Dalam studi yang dipaparkan minggu ini, dinyatakan bahwa populasi ikan yang bergantung pada mangrove berkorelasi dengan produktivitas biomassa yang ada di mangrove, termasuk daun dan batang kayu, yang membentuk sebuah rantai makanan bagi ekosistem.
Meskipun demikian, masih banyak kebijakan yang tidak berpihak untuk mempertahankan kondisi mangrove terutama yang berada di daerah yang padat penduduknya, diantaranya akibat degradasi mangrove karena konversi, desakan pemukiman dan industri, polusi dan penangkapan biota yang berlebihan (over-fishing). Padahal dengan memanfaatkan ekosistem mangrove dengan pengelolaan yang baik, akan memberikan nilai tambah yang besar bagi nelayan.
“Banyak pembuat keputusan dan nelayan tidak menyadari hutan mangrove memegang peran kunci dalam mendukung perikanan. Dengan pemahaman yang lebih lengkap terhadap layanan ekosistem mangrove maka kami berharap nilainya sosial dan ekonomi akan meningkatkan pengelolaan berkelanjutan baik dari sisi pelestarian mangrove dan sektor perikanan,” jelas Femke Tonneijck, peneliti dari Wetlands International.

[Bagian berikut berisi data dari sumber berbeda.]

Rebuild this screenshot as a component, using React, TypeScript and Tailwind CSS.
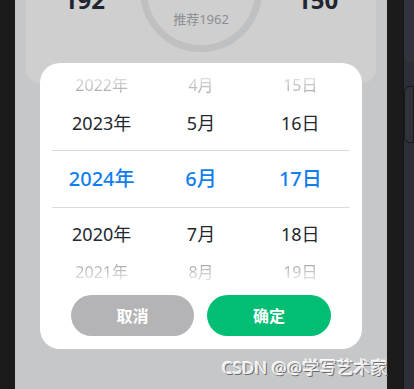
const years = ['2022年', '2023年', '2024年', '2020年', '2021年']
const months = ['4月', '5月', '6月', '7月', '8月']
const days = ['15日', '16日', '17日', '18日', '19日']

function Row({ idx, className }: { idx: number; className: string }) {
  const base =
    idx === 2
      ? 'text-[20px] font-medium text-[#0f7ef0]'
      : idx === 1 || idx === 3
        ? 'text-[18px] text-[#23272e]'
        : 'text-[16px] text-transparent bg-clip-text ' +
          (idx === 0 ? 'bg-linear-to-b from-[#e2e2e2] to-[#a9a9a9]' : 'bg-linear-to-b from-[#a9a9a9] to-[#e2e2e2]')
  return (
    <div className={`grid grid-cols-3 items-center ${className}`}>
      {[years[idx], months[idx], days[idx]].map((t) => (
        <div key={t} className="flex justify-center">
          <span className={`leading-none ${base}`}>{t}</span>
        </div>
      ))}
    </div>
  )
}

export default function App() {
  return (
    <div
      className="flex h-[389px] w-[414px] overflow-hidden"
      style={{ fontFamily: '"Noto Sans", "Noto Sans CJK SC", sans-serif' }}
    >
      <div className="w-[15px] shrink-0 bg-[#1b1b1b]" />

      <div className="relative w-[372px] shrink-0 bg-[#c6c7c9]">
        {/* card behind the dialog */}
        <div className="mx-[11px] mt-[-80px] h-[163px] rounded-[14px] bg-[#cfcfcf]">
          <div className="grid grid-cols-3 items-start">
            <div className="flex justify-center pt-[68px]">
              <span className="text-[24px] font-bold leading-none text-[#1f2631]">192</span>
            </div>
            <div className="flex justify-center pt-[10px]">
              <div className="flex h-[122px] w-[122px] shrink-0 flex-col items-center rounded-full border-[7px] border-[#bfc0c2] pt-[38px]">
                <span className="text-[26px] font-bold leading-none text-[#1f2631]">1720</span>
                <span className="mt-[12px] text-[13px] leading-none text-[#8d8e90]">推荐1962</span>
              </div>
            </div>
            <div className="flex justify-center pt-[68px]">
              <span className="text-[24px] font-bold leading-none text-[#1f2631]">150</span>
            </div>
          </div>
        </div>

        {/* date picker dialog */}
        <div className="absolute left-[25px] top-[63px] w-[322px] rounded-[20px] bg-white pb-[13px]">
          <div className="mx-[12px] pt-[2px]">
            <Row idx={0} className="h-[40px]" />
            <Row idx={1} className="h-[36px]" />
            <Row idx={2} className="mt-[9px] h-[58px] border-y border-[#dcdcdc]" />
            <Row idx={3} className="h-[52px]" />
            <Row idx={4} className="h-[24px]" />
          </div>
          <div className="mt-[11px] flex justify-center gap-[13px]">
            <button className="flex h-[41px] w-[123px] items-center justify-center rounded-full bg-[#b4b4b6] text-[16px] font-semibold text-white">
              取消
            </button>
            <button className="flex h-[41px] w-[124px] items-center justify-center rounded-full bg-[#02bd74] text-[16px] font-semibold text-white">
              确定
            </button>
          </div>
        </div>

        <div
          className="absolute left-[207px] top-[359px] whitespace-nowrap text-[17px] leading-none text-[#ececec]"
          style={{ textShadow: '1px 1px 0 #6d6d6d, -1px -1px 0 #ffffff' }}
        >
          CSDN @@学写艺术家
        </div>
      </div>

      <div className="w-[16px] shrink-0 bg-[#1b1b1b]" />
      <div className="flex w-[11px] shrink-0 flex-col border-l border-[#15161a] bg-[#2c2f36]">
        <div className="h-[62px] rounded-bl-[6px] bg-[#31343c]" />
        <div className="mt-[24px] h-[57px] rounded-l-[6px] border border-[#17181c] bg-[#30333a]" />
      </div>
    </div>
  )
}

Padahal di daerah-daerah yang perikanannya telah maju, sebagian tergantung kepada upaya pemanfaatan mangrove. Sebagai contoh di Florida, Amerika Serikat yang 80 persen hasil komersial laut tergantung kepada mangrove, dan di Filipina yang 72 persen hasil lautnya juga tergantung kepada pemanfaatan mangrove.
Dari hasil penelitian de Groot et al tahun 2012, dengan pemanfaatan optimal maka dapat diperoleh nilai ekonomi USD18 ribu untuk satu hektar mangrove di area produktif. Beberapa spesies komersial yang diperoleh dari mangrove mencakup berbagai jenis ikan, kepiting, udang dan berbagai pemanfaatan jenis-jenis kayu bakau lainnya.
Pengelolaan Mangrove di Indonesia
Pengelolaan mangrove di Indonesia dapat dikatakan masih jauh dari ideal. Dari sekitar 3,2 juta hektar total mangrove di Indonesia, atau 22 persen luas mangrove dunia, maka hanya sekitar 46 persen yang masih baik. Salah satu kendala dalam upaya rehabilitasi mangrove diakui oleh salah satu pejabat dari Kemenhut (sekarang Kemen LH Hut) adalah berkejar-kejaranya kerusakan mangrove dengan rehabilitas mangrove. Pada tahun 2014, pemerintah mematok 40 ribu hektar mangrove untuk direhabilitasi.
Salah satu sumber dari pengelolaan mangrove yang tidak optimal di Indonesia terletak kepada ketidaksinkronan program antara pemerintah pusat dan daerah, yang dilatarbelakangi oleh berbagai kepentingan yang berbeda, termasuk penyusunan Rencana Tata Ruang Wilayah di tingkat daerah yang menyebabkan mangrove sering dikorbankan. Konversi lahan mangrove menjadi daerah industri dan tambak udang menjadi problem utama pelestarian mangrove.
Sebagai contoh adalah bentuk kegagalan tambak udang skala raksasa di Delta Mahakam Kaltim seluas 60 ribu hektar yang menyisakan endapan asam sulfat yang muncul di permukaan tanah di eks area mangrove.
Alih-alih mempertahankan ekonomi berbasis ekosistem mangrove yang ada, konversi menjadi tambak udang skala raksasa telah memunculkan zat kimia dari dalam tanah, yang telah menyebabkan ekonomi berbasis tambak udang di area eks mangrove mangrove kolaps hanya dalam beberapa kali siklus tambak udang saja. Akibatnya, masyarakat yang ada di lokasi tersebut kehilangan mata pencarian dan terpaksa meninggalkan area yang tidak lagi produktif untuk budidaya perikanan.
Kawasan mangrove yang masih baik di Indonesia terletak di Papua, secara khusus di kabupaten Mimika dan Asmat, yang meliputi 69 persen dari seluruh kawasan mangrove di Indonesia. Namun demikian, mangrove yang ada belum mampu dimanfaatkan secara optimal.